Durch die Auflösung eines befreundeten Lengfelder Kostümverleihs, hatten die beiden Geschäftspartner die Gelegenheit, unzählige Kostüme weiter zu nutzen. Zusätzlich haben die beiden Restbestände eines Kostümverleihs aus Rügheim übernommen. So können in der Otto-Hahn-Straße mittlerweile 2000 unterschiedliche Kostüme und Accessoires bestaunt und ausgeliehen werden. Die stattliche Sammlung reicht von Cowboy-Kostümen über Römer- und Piratenkleider bis hin zu unzähligen Perücken und Hüten. „Hier gibt es historische Kleider, Uniformen, Retro-Skianzüge, Trachten und vieles mehr“, sagt Linda Matthey stolz. „Die Idee war, Kostüme, Make up und Fotos zu verbinden“, so die Würzburgerin. Nun können Kunden Outfits ausleihen, sich schminken lassen und direkt vor gewünschtem Hintergrund fotografieren lassen.

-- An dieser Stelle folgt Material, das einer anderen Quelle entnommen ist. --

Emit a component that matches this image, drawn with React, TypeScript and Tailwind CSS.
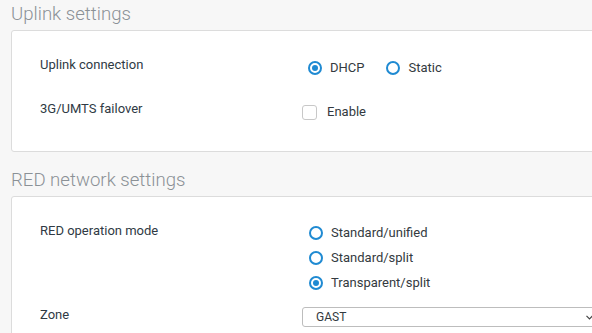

Dass der Schauplatz dafür ein ehemaliges Schlachthaus sein würde, damit hat am Anfang niemand gerechnet. „Wir waren schon skeptisch, da waren überall Fließen, Duschen für die Metzger und alte Waschbecken“, sagt Hempel. Nach und nach wurde den Beiden allerdings klar, dass genau diese besondere Location, das gewisse Extra sein könnte. „Wir haben natürlich vieles verändert, aber auch bewusst Elemente dagelassen“, erklärt Matthey.
Die Unternehmer entschieden sich für die Räume, in denen sich vorher hunderte Metzger umgezogen und gewaschen haben. Nach monatelangem Renovieren präsentieren die jungen Gründer stolz ihr Geschäft. „Wir haben alles selber gemacht, ich kenne mich jetzt mit Stichsägen aus und werde im Baumarkt wiedererkannt“, sagt Matthey lachend.

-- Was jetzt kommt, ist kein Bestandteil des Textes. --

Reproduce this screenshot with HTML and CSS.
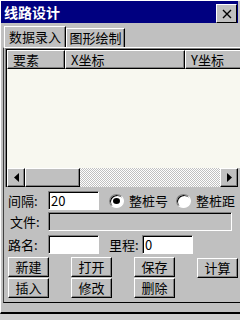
FILE: index.html
```html
<!DOCTYPE html>
<html>
<head>
    <title>线路设计</title>
    <link rel="stylesheet" href="styles.css">
</head>
<body>

<div class="window">

    <!-- TITLE -->
    <div class="titlebar">
        <span class="title">线路设计</span>
        <div class="close">
            <svg width="10" height="10" viewBox="0 0 10 10"><path d="M1 1L9 9M9 1L1 9" stroke="#000" stroke-width="1.4"/></svg>
        </div>
    </div>

    <!-- TABS -->
    <div class="tabs">
        <div class="tab active">数据录入</div>
        <div class="tab">图形绘制</div>
    </div>

    <div class="page">

        <!-- LIST -->
        <div class="list">
            <div class="list-head">
                <div class="col c1">要素</div>
                <div class="col c2">X坐标</div>
                <div class="col c3">Y坐标</div>
            </div>
            <div class="list-body"></div>
            <div class="hscroll">
                <div class="arrow">
                    <svg width="5" height="9" viewBox="0 0 5 9"><path d="M5 0L0 4.5L5 9Z" fill="#000"/></svg>
                </div>
                <div class="thumb"></div>
                <div class="track"></div>
                <div class="arrow">
                    <svg width="5" height="9" viewBox="0 0 5 9"><path d="M0 0L5 4.5L0 9Z" fill="#000"/></svg>
                </div>
            </div>
        </div>

        <!-- FORM -->
        <div class="row r1">
            <span class="label">间隔:</span>
            <div class="field short">20</div>
            <span class="radio checked"></span>
            <span class="radio-text">整桩号</span>
            <span class="radio"></span>
            <span class="radio-text">整桩距</span>
        </div>
        <div class="row r2">
            <span class="label">文件:</span>
            <div class="field long disabled"></div>
        </div>
        <div class="row r3">
            <span class="label">路名:</span>
            <div class="field short"></div>
            <span class="label mid">里程:</span>
            <div class="field short">0</div>
        </div>

        <!-- BUTTONS -->
        <div class="buttons">
            <div class="btn-col">
                <div class="btn">新建</div>
                <div class="btn">插入</div>
            </div>
            <div class="btn-col">
                <div class="btn">打开</div>
                <div class="btn">修改</div>
            </div>
            <div class="btn-col">
                <div class="btn">保存</div>
                <div class="btn">删除</div>
            </div>
            <div class="btn-col calc">
                <div class="btn">计算</div>
            </div>
        </div>

    </div>

</div>

</body>
</html>
```

FILE: styles.css
```css
body {
    margin: 0;
    background: #cfcfcf;
    font-family: "Noto Sans CJK SC", "Liberation Sans", sans-serif;
    font-size: 13px;
    line-height: 17px;
    color: #000;
}

.window {
    width: 240px;
    height: 314px;
    box-sizing: border-box;
    background: #c0c0c0;
    border-top: 1px solid #fff;
    border-left: 1px solid #fff;
    border-bottom: 2px solid #000;
    overflow: hidden;
}

.titlebar {
    height: 22px;
    margin-right: 2px;
    background: #000080;
    display: flex;
    align-items: center;
    justify-content: space-between;
}

.title {
    color: #fff;
    font-weight: bold;
    font-size: 14px;
    padding-left: 3px;
}

.close {
    width: 21px;
    height: 19px;
    margin-top: 3px;
    margin-right: 1px;
    box-sizing: border-box;
    background: #c0c0c0;
    border: 1px solid;
    border-color: #fff #000 #000 #fff;
    display: flex;
    align-items: center;
    justify-content: center;
}

.tabs {
    display: flex;
    align-items: flex-end;
    height: 24px;
    padding-left: 3px;
}

.tab {
    box-sizing: border-box;
    width: 59px;
    height: 19px;
    line-height: 18px;
    text-align: center;
    white-space: nowrap;
    border: 1px solid;
    border-bottom: none;
    border-color: #fff #000 transparent #fff;
    box-shadow: inset -1px 0 #808080;
}

.tab.active {
    width: 62px;
    height: 21px;
    line-height: 20px;
}

.page {
    height: 254px;
    margin-left: 2px;
    border-top: 1px solid #fff;
    border-left: 1px solid #404040;
    border-bottom: 1px solid #000;
}

.list {
    margin-left: 1px;
    width: 240px;
    height: 139px;
    border-top: 1px solid #808080;
    border-left: 1px solid #808080;
    box-shadow: inset 1px 1px #000;
    padding: 1px 0 0 1px;
    box-sizing: border-box;
    display: flex;
    flex-direction: column;
}

.list-head {
    display: flex;
    height: 19px;
}

.col {
    box-sizing: border-box;
    height: 19px;
    line-height: 17px;
    padding-left: 5px;
    white-space: nowrap;
    border: 1px solid;
    border-color: #fff #000 #000 #fff;
    box-shadow: inset -1px -1px #808080;
}

.c1 { width: 58px; }
.c2 { width: 120px; }
.c3 { width: 60px; }

.list-body {
    flex: 1;
    background: #f8f8f0;
}

.hscroll {
    display: flex;
    height: 19px;
    width: 231px;
    background: repeating-conic-gradient(#c0c0c0 0 25%, #fff 0 50%) 0 0 / 2px 2px;
}

.arrow, .thumb {
    box-sizing: border-box;
    height: 19px;
    background: #c0c0c0;
    border: 1px solid;
    border-color: #fff #000 #000 #fff;
    box-shadow: inset -1px -1px #808080;
    display: flex;
    align-items: center;
    justify-content: center;
}

.arrow { width: 18px; }
.thumb { width: 55px; }
.track { flex: 1; }

.row {
    display: flex;
    align-items: center;
    height: 19px;
}

.r1 { margin-top: 4px; }
.r2 { margin-top: 2px; }
.r3 { margin-top: 4px; }

.label {
    width: 40px;
    padding-left: 4px;
    white-space: nowrap;
}

.r2 .label { padding-left: 6px; width: 38px; }

.label.mid {
    width: 33px;
    padding-left: 10px;
}

.field {
    box-sizing: border-box;
    height: 19px;
    line-height: 17px;
    padding-left: 2px;
    background: #fff;
    border: 1px solid;
    border-color: #808080 #fff #fff #808080;
    box-shadow: inset 1px 1px #000;
}

.field.short { width: 51px; }
.field.long { width: 184px; }
.field.disabled { background: #c0c0c0; }

.radio {
    width: 15px;
    height: 14px;
    box-sizing: border-box;
    margin-left: 10px;
    margin-right: 5px;
    border-radius: 50%;
    background: #fff;
    border: 1px solid;
    border-color: #808080 #fff #fff #808080;
    box-shadow: inset 1px 1px #000;
    position: relative;
}

.radio + .radio-text + .radio {
    margin-left: 8px;
}

.radio-text {
    white-space: nowrap;
}

.radio.checked::after {
    content: "";
    position: absolute;
    left: 3px;
    top: 3px;
    width: 7px;
    height: 6px;
    border-radius: 50%;
    background: #000;
}

.buttons {
    display: flex;
    margin-top: 3px;
    padding-left: 4px;
    gap: 22px;
}

.btn-col {
    display: flex;
    flex-direction: column;
    gap: 1px;
}

.calc { margin-top: 1px; }

.btn {
    box-sizing: border-box;
    width: 41px;
    height: 20px;
    line-height: 17px;
    text-align: center;
    border: 1px solid;
    border-color: #fff #000 #000 #fff;
    box-shadow: inset -1px -1px #808080;
}
```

„Die Leute sollen hier machen können, was sie wollen“, sagt Hempel. Die Überreste aus dem Schlachthof halten sich in Grenzen. „Im Keller gibt es noch echte Schlachthaken, aber in unserem Laden nicht“, so Hempel. „Wir wollten von der Location einiges so lassen wie es ist, die Räume sind schon cool“, ergänzt Matthey.
Die Fließen auf dem Fußboden sind beispielsweise geblieben. Sie machen viele besondere Wünsche möglich. „Für gewisse Shootings hatten wir schon Hunde da und Kinder konnten sogar mit Sand spielen“, erklärt Hempel die Vorteile des Raumes. Neben dem Fußboden gibt es noch weitere Überbleibsel aus alten Schlachttagen. Die in die Jahre gekommenen Duschen sind heute Umkleidekabinen, in denen die Duschköpfe zu stilvollen Lampen umfunktioniert wurden. Die breiten Waschbecken bieten als Schuhregal Platz für unzählige verleihbare Treter.
„Viele professionelle Fotografen kommen gerade wegen der alten Elemente zu uns und mieten unsere Fotostudios“, erklärt Thomas Hempel. Der Kundenkreis reicht von jungen Leuten, über Familien mit Kindern bis hin zu älteren Menschen. „Kürzlich kam eine Dame zu uns und wünschte ein Komplett-Umstyling“, erinnert sich Hempel und fügt hinzu: „Zu uns kann wirklich jeder kommen.“
Die Betreiber der OH3-Studios sind überrascht über den Zulauf an Kunden. Der abschreckende Effekt durch die „blutige“ Vorgeschichte ist ausgeblieben. Der Hausmeister könne sich allerdings bis heute nicht erklären, warum die Beiden dieses Gelände ausgesucht haben, erklärt die Erzieherin und Stylistin amüsiert. Und auch die Nachbarunternehmer müssen sich zum Teil noch daran gewöhnen. „Einer unserer Nachbarn mietete die Hallen, in denen die Schweine vor der Schlachtung betäubt wurden. Er bildet sich nachts noch manchmal ein, das Quietschen der Tiere zu hören“, so Matthey.
Der Kostümverleih und Verkauf von Make up-Artikeln hat immer mittwochs, freitags und samstags geöffnet. Das vermietbare Fotostudio kann auf Anfrage auch an anderen Tagen genutzt werden. Linda Matthey und Thomas Hempel sind zufrieden und blicken optimistisch in die Zukunft. Neben Fasching und Halloween, scheint auch zu anderen Jahreszeiten ein Bedarf an Verkleidung vorhanden zu sein.
Und dennoch muss für jeden Erfolg auch ein Opfer gebracht werden. „Ich hätte nie gedacht, dass ich in meinem Leben irgendwann Kostüme auf einen Fleischerhaken hängen werde“, sagt der 30-jährige Hempel und wirft seiner Geschäftspartnerin ein Lächeln zu.